If it's not too much of a pain in the ***, run the data on all of Coop and MG, 90 something seasons, and 3 random worlds(30 someodd seasons each to equal Coop+MG total seasons). The 30 someodd season worlds would have slower rolls and, I'm willing to bet, much worse pitching data.
That is not how park factors work. A bad team at home is going to be a bad team away from home. This isn't measuring average runs per game. It's simply measuring the ratio of offensive production for games played at a park and games played elsewhere. A bad team that plays at a park with a park factor of 1.000 that sees a total of 10 runs a game between runs they score and give up would be expected to see 10 runs per game at games away from home. Bad teams, or badly run worlds are not likely to skew the data.

However, a source of possible skewness would be if a city like Seattle was in a world where the other 31 ballparks were super hitter friendly. The data would possibly say that Seattle depresses offensive production more in that world compared to other worlds. The way to get around potential outliers like that would be to just get more data.

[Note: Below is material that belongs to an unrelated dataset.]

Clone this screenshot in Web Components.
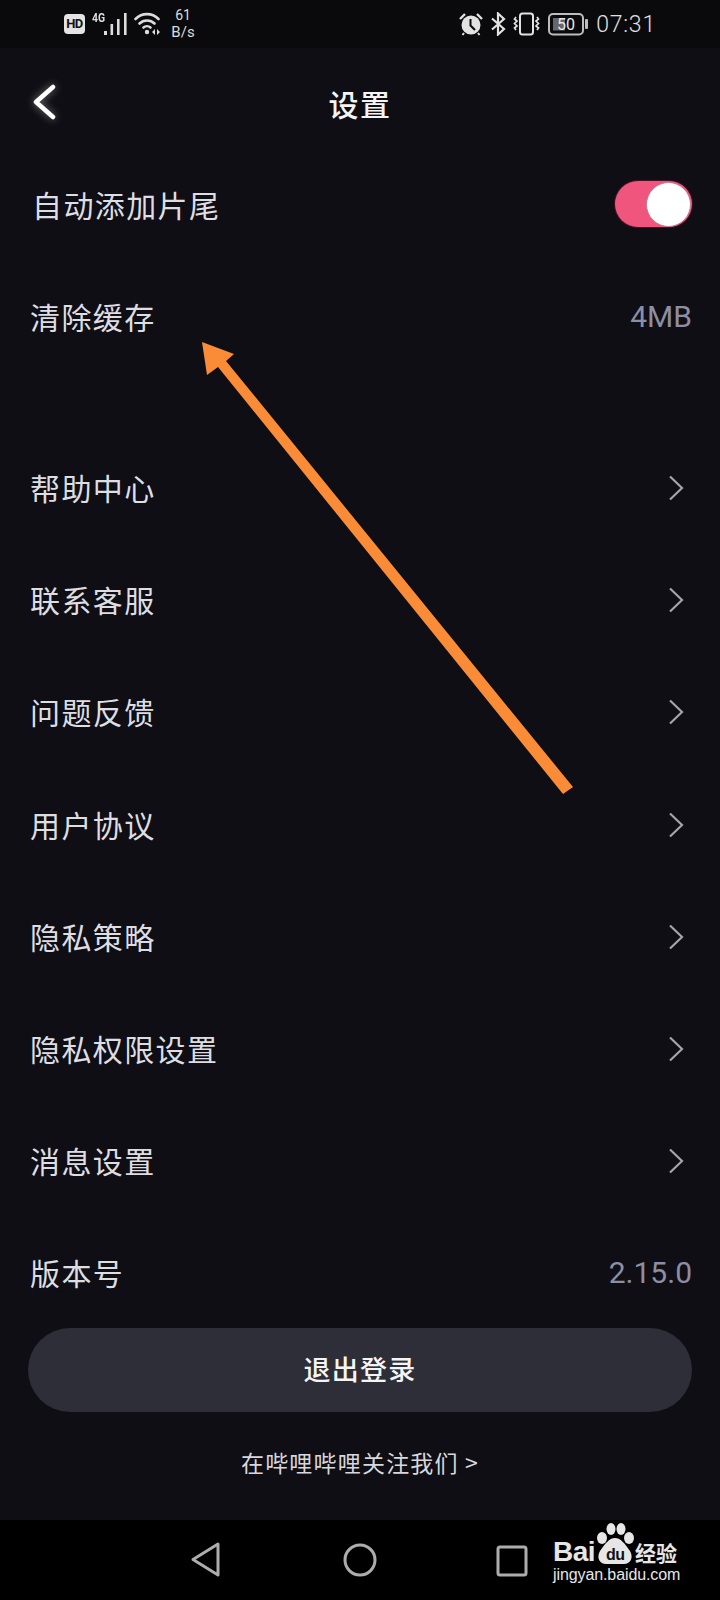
<!DOCTYPE html>
<html lang="zh">
<head>
<meta charset="utf-8">
<title>设置</title>
<style>
    html, body { margin: 0; padding: 0; background: #0e0e14; }
    body { font-family: "Noto Sans CJK SC", "Noto Sans", sans-serif; }
</style>
</head>
<body>
<app-screen>
    <app-status-bar></app-status-bar>
    <app-title-bar>设置</app-title-bar>

    <setting-row><span style="margin-left:2px">自动添加片尾</span><toggle-switch slot="end"></toggle-switch></setting-row>
    <setting-row value="4MB">清除缓存</setting-row>

    <setting-group>
        <setting-row link>帮助中心</setting-row>
        <setting-row link>联系客服</setting-row>
        <setting-row link>问题反馈</setting-row>
        <setting-row link>用户协议</setting-row>
        <setting-row link>隐私策略</setting-row>
        <setting-row link>隐私权限设置</setting-row>
        <setting-row link>消息设置</setting-row>
        <setting-row value="2.15.0">版本号</setting-row>
    </setting-group>

    <logout-button>退出登录</logout-button>
    <follow-link>在哔哩哔哩关注我们 &gt;</follow-link>
    <app-nav-bar></app-nav-bar>

    <arrow-note></arrow-note>
    <baidu-mark></baidu-mark>
</app-screen>

<script>
class AppScreen extends HTMLElement {
    constructor() {
        super();
        this.attachShadow({ mode: "open" });
        this.shadowRoot.innerHTML = `
        <style>
            :host {
                position: relative;
                display: flex;
                flex-direction: column;
                width: 720px;
                height: 1600px;
                overflow: hidden;
                background: #0e0e14;
            }
        </style>
        <slot></slot>
        `;
    }
}

class AppStatusBar extends HTMLElement {
    constructor() {
        super();
        this.attachShadow({ mode: "open" });
        this.shadowRoot.innerHTML = `
        <style>
            :host {
                display: flex;
                align-items: center;
                justify-content: space-between;
                height: 48px;
                padding: 0 64px;
                background: #0a0a0c;
                color: #dcdcdc;
                font-family: Roboto, sans-serif;
            }
            .side { display: flex; align-items: center; }
            svg { display: block; }
            .hd {
                width: 21px;
                height: 20px;
                border-radius: 4px;
                background: #e4e4e4;
                color: #111;
                font: 700 13px/20px Roboto, sans-serif;
                text-align: center;
                letter-spacing: -0.5px;
            }
            .net { position: relative; width: 42px; height: 24px; margin-left: 7px; }
            .net b {
                position: absolute;
                left: 0;
                top: -1px;
                font: 700 13px/14px Roboto, sans-serif;
                transform: scaleX(.8);
                transform-origin: left;
            }
            .net svg { position: absolute; left: 11px; top: 0; }
            .speed {
                margin-left: 9px;
                width: 24px;
                text-align: center;
                font-size: 14px;
                line-height: 17px;
            }
            .speed div + div { font-size: 15px; }
            .time { margin-left: 8px; font-size: 23px; font-weight: 300; letter-spacing: .8px; color: #e0e0e0; }
        </style>
        <div class="side">
            <div class="hd">HD</div>
            <div class="net">
                <b>4G</b>
                <svg width="25" height="24" viewBox="0 0 25 24" fill="#dcdcdc">
                    <rect x="1" y="19" width="3" height="4"/>
                    <rect x="7.500" y="12" width="2.600" height="11"/>
                    <rect x="14" y="7" width="2.600" height="16"/>
                    <rect x="21" y="1" width="2.600" height="22"/>
                </svg>
            </div>
            <svg width="28" height="24" viewBox="0 0 28 24" fill="none" stroke="#dcdcdc" stroke-width="2.600" stroke-linecap="round">
                <path d="M1.500 7 C8 0.500 18 0.500 24.500 7"/>
                <path d="M5.500 11.500 C9.500 7.500 16.500 7.500 20.500 11.500"/>
                <path d="M9.500 15.500 C11.500 13.800 14.500 13.800 16.500 15.500"/>
                <circle cx="13" cy="20" r="2.200" fill="#dcdcdc" stroke="none"/>
                <path d="M21 17 L18 20 L21 23 Z M23 17 L26 20 L23 23 Z" fill="#dcdcdc" stroke="none"/>
            </svg>
            <div class="speed"><div>61</div><div>B/s</div></div>
        </div>
        <div class="side">
            <svg width="24" height="24" viewBox="0 0 24 24">
                <circle cx="12" cy="13" r="9.500" fill="#e2e2e2"/>
                <path d="M11.500 7 V13.500 L16 18" fill="none" stroke="#0a0a0c" stroke-width="2"/>
                <path d="M1 7 L6 2 M23 7 L18 2" stroke="#e2e2e2" stroke-width="2.400"/>
                <path d="M5 21 L3.500 23 M19 21 L20.500 23" stroke="#e2e2e2" stroke-width="2"/>
            </svg>
            <svg style="margin-left:7px" width="16" height="24" viewBox="0 0 16 24" fill="none" stroke="#e2e2e2" stroke-width="2.200">
                <path d="M2 6.500 L14 17 L8 22.500 V1.500 L14 7 L2 17.500"/>
            </svg>
            <svg style="margin-left:7px" width="28" height="24" viewBox="0 0 28 24" fill="none" stroke="#e2e2e2">
                <rect x="7" y="1.500" width="13" height="21" rx="2.500" stroke-width="2"/>
                <path d="M3 5 L1.500 7 L4 9 L1.500 11.500 L4 14 L1.500 16 L3 18" stroke-width="1.700"/>
                <path d="M24 5 L25.500 7 L23 9 L25.500 11.500 L23 14 L25.500 16 L24 18" stroke-width="1.700"/>
            </svg>
            <svg style="margin-left:7px" width="40" height="24" viewBox="0 0 40 24">
                <rect x="1" y="2" width="34" height="20.500" rx="4" fill="none" stroke="#bdbdbd" stroke-width="2"/>
                <rect x="5" y="6" width="12" height="12.500" fill="#666"/>
                <rect x="37" y="7" width="3" height="10" rx="1" fill="#bdbdbd"/>
                <text x="18" y="18" text-anchor="middle" font-family="Roboto, sans-serif" font-size="16" fill="#e8e8e8">50</text>
            </svg>
            <div class="time">07:31</div>
        </div>
        `;
    }
}

class AppTitleBar extends HTMLElement {
    constructor() {
        super();
        this.attachShadow({ mode: "open" });
        this.shadowRoot.innerHTML = `
        <style>
            :host {
                position: relative;
                display: flex;
                align-items: center;
                justify-content: center;
                box-sizing: border-box;
                height: 100px;
                padding-top: 10px;
                color: #f4f4f4;
                font-size: 30px;
                font-weight: 500;
                letter-spacing: 1.500px;
            }
            svg {
                position: absolute;
                left: 32px;
                top: 36px;
                overflow: visible;
                filter: drop-shadow(0 0 4px rgba(255,255,255,.45));
            }
        </style>
        <svg width="26" height="38" viewBox="0 0 26 38" fill="none" stroke="#fff" stroke-width="4.500" stroke-linecap="round" stroke-linejoin="round">
            <path d="M21 3 L4 18 L21 33"/>
        </svg>
        <span><slot></slot></span>
        `;
    }
}

class SettingRow extends HTMLElement {
    constructor() {
        super();
        this.attachShadow({ mode: "open" });
        this.shadowRoot.innerHTML = `
        <style>
            :host {
                display: flex;
                align-items: center;
                justify-content: space-between;
                box-sizing: border-box;
                height: 112.200px;
                padding: 0 28px 0 30px;
                color: #dedee2;
                font-size: 30px;
                letter-spacing: 1.400px;
            }
            .value {
                color: #8d8ea3;
                font-family: Roboto, sans-serif;
                font-size: 30px;
                letter-spacing: 0;
            }
            svg { display: block; margin-right: 8px; transform: translateY(1px); }
        </style>
        <span><slot></slot></span>
        <slot name="end"></slot>
        <span class="value" id="value"></span>
        <svg id="chev" width="16" height="26" viewBox="0 0 16 26" fill="none" stroke="#a4a4ac" stroke-width="2.200">
            <path d="M2 1.500 L14 13 L2 24.500"/>
        </svg>
        `;
        const value = this.shadowRoot.getElementById('value');
        if (this.hasAttribute('value')) {
            value.textContent = this.getAttribute('value');
        } else {
            value.remove();
        }
        if (!this.hasAttribute('link')) {
            this.shadowRoot.getElementById('chev').remove();
        }
    }
}

class SettingGroup extends HTMLElement {
    constructor() {
        super();
        this.attachShadow({ mode: "open" });
        this.shadowRoot.innerHTML = `
        <style>
            :host { display: block; margin-top: 58.500px; }
        </style>
        <slot></slot>
        `;
    }
}

class ToggleSwitch extends HTMLElement {
    constructor() {
        super();
        this.attachShadow({ mode: "open" });
        this.shadowRoot.innerHTML = `
        <style>
            :host {
                display: flex;
                justify-content: flex-end;
                align-items: center;
                box-sizing: border-box;
                width: 77px;
                height: 46px;
                padding-right: 1px;
                border-radius: 24px;
                background: #f0567d;
                box-shadow: 0 0 0 1px #4a1122;
            }
            div {
                box-sizing: border-box;
                width: 45px;
                height: 45px;
                border-radius: 50%;
                background: #fff;
                border: 1.500px solid #b87f92;
            }
        </style>
        <div></div>
        `;
    }
}

class LogoutButton extends HTMLElement {
    constructor() {
        super();
        this.attachShadow({ mode: "open" });
        this.shadowRoot.innerHTML = `
        <style>
            :host {
                display: flex;
                align-items: center;
                justify-content: center;
                box-sizing: border-box;
                height: 84px;
                margin: 0 28px;
                padding-bottom: 3px;
                border-radius: 42px;
                background: #2e2e38;
                color: #f4f4f4;
                font-size: 27px;
                font-weight: 500;
                letter-spacing: 1.200px;
            }
        </style>
        <slot></slot>
        `;
    }
}

class FollowLink extends HTMLElement {
    constructor() {
        super();
        this.attachShadow({ mode: "open" });
        this.shadowRoot.innerHTML = `
        <style>
            :host {
                display: block;
                margin-top: 33px;
                height: 34px;
                line-height: 34px;
                text-align: center;
                color: #d8d8dc;
                font-size: 23px;
                letter-spacing: 1.200px;
            }
        </style>
        <slot></slot>
        `;
    }
}

class AppNavBar extends HTMLElement {
    constructor() {
        super();
        this.attachShadow({ mode: "open" });
        this.shadowRoot.innerHTML = `
        <style>
            :host {
                display: block;
                height: 80px;
                margin-top: auto;
                background: #000;
            }
            svg { display: block; }
        </style>
        <svg width="720" height="80" viewBox="0 0 720 80" fill="none" stroke="#adadad" stroke-width="3" stroke-linejoin="round">
            <path d="M218 24 V55 L193 39.500 Z"/>
            <circle cx="360" cy="40" r="15"/>
            <rect x="498" y="27" width="28" height="28" rx="2"/>
        </svg>
        `;
    }
}

class ArrowNote extends HTMLElement {
    constructor() {
        super();
        this.attachShadow({ mode: "open" });
        this.shadowRoot.innerHTML = `
        <style>
            :host { position: absolute; left: 0; top: 0; width: 720px; height: 1600px; pointer-events: none; }
            svg { display: block; }
        </style>
        <svg width="720" height="1600" viewBox="0 0 720 1600">
            <path d="M202 342 L234 354 L226 361 L573 787 L563 794 L218 367 L207 375 Z" fill="#fb8c37"/>
        </svg>
        `;
    }
}

class BaiduMark extends HTMLElement {
    constructor() {
        super();
        this.attachShadow({ mode: "open" });
        this.shadowRoot.innerHTML = `
        <style>
            :host {
                position: absolute;
                left: 552px;
                top: 1522px;
                width: 132px;
                height: 64px;
                color: #e6e6e6;
                font-family: "Liberation Sans", sans-serif;
            }
            span, svg { position: absolute; }
            .bai { left: 1px; top: 15px; font-size: 28px; line-height: 30px; font-weight: 700; letter-spacing: -0.5px; }
            .du { left: 54px; top: 24px; font-size: 16px; line-height: 18px; font-weight: 700; color: #111; letter-spacing: -0.5px; }
            .jing { left: 1px; top: 43px; font-size: 16px; line-height: 20px; white-space: nowrap; letter-spacing: -0.1px; }
            .cn { left: 83px; top: 17px; font: 700 21px/26px "Noto Sans CJK SC", sans-serif; white-space: nowrap; letter-spacing: 0; }
        </style>
        <svg style="left:44px;top:0" width="38" height="42" viewBox="0 0 38 42" fill="#e6e6e6">
            <ellipse cx="15" cy="7" rx="4.500" ry="6"/>
            <ellipse cx="25" cy="7" rx="4.500" ry="6"/>
            <ellipse cx="6" cy="16" rx="5" ry="6"/>
            <ellipse cx="33" cy="16" rx="5" ry="6"/>
            <path d="M19 16 C25 16 29 22 34 29 C38 36 34 42 28 42 L10 42 C4 42 0 36 4 29 C9 22 13 16 19 16 Z"/>
        </svg>
        <span class="bai">Bai</span>
        <span class="du">du</span>
        <span class="cn">经验</span>
        <span class="jing">jingyan.baidu.com</span>
        `;
    }
}

customElements.define("app-screen", AppScreen);
customElements.define("app-status-bar", AppStatusBar);
customElements.define("app-title-bar", AppTitleBar);
customElements.define("setting-row", SettingRow);
customElements.define("setting-group", SettingGroup);
customElements.define("toggle-switch", ToggleSwitch);
customElements.define("logout-button", LogoutButton);
customElements.define("follow-link", FollowLink);
customElements.define("app-nav-bar", AppNavBar);
customElements.define("arrow-note", ArrowNote);
customElements.define("baidu-mark", BaiduMark);
</script>
</body>
</html>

I could run the script on Coop, MG, BBWAA, Capra and one other world tonight when I get home, but my hypothesis is the final numbers from those worlds would be relatively close to the list in the original post.
1/25/2018 3:37 PM
I'll disagree but it's your program.

We had the "Too many homers" debate years ago. It wasn't that there was too much power in the game, there were simply good hitters facing minor league quality pitchers in unbalanced worlds.